The head of the US NSA has described (Chinese) cyber espionage as the "greatest transfer of wealth in history".[13]
New Silk Road
The "Belt and Road Initiative" or "The Silk Road Economic Belt and the 21st-century Maritime Silk Road" is an infrastructure and development strategy proposed by the Chinese government, which focuses on connectivity and cooperation between Eurasian countries.
Aside from developmental and trade effects, the initiative may increase Chinese influence and may make it more difficult to blockade China.
"Petroyan"
China has made attempts to increase the importance of the Chinese currency yuan in world trade, especially the oil trade.[14]
Pro-China organizations in other countries
Confucius Institutes (CIs) are non-profit organization affiliated with the Chinese Ministry of Education, whose stated aim is to promote Chinese language and culture, support local Chinese teaching internationally, and facilitate cultural exchanges. As of 2014, there were over 480 Confucius Institutes in dozens of countries on six continents. The Ministry of Education has estimated that 100 million people overseas may be learning Chinese by 2010. The aim is to establish 1,000 Confucius Institutes by 2020.[15] The Chinese Students and Scholars Association (CSSA) is the official organization for overseas Chinese students and scholars registered in most colleges, universities, and institutions outside of China.[16]
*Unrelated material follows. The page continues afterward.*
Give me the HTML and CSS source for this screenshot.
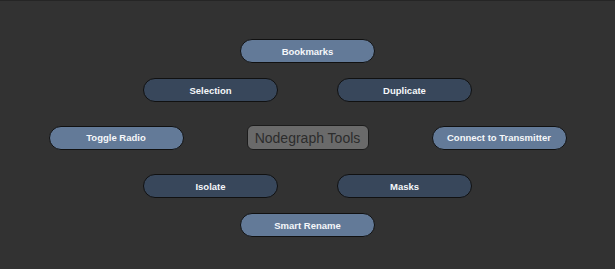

The organizations have been accused of involvement in activities such as pro China propaganda, censorship demands, supervision of Chinese people outside of China (especially students and academics), and espionage.[17] China has made large scale attempts to spread pro-China views in mass media outside of China, such as by complete or partial ownership of mass media companies, paying for pro-China coverage in other mass media, and Chinese training of journalists from developing countries, such as 1,000 African journalists a year.[18]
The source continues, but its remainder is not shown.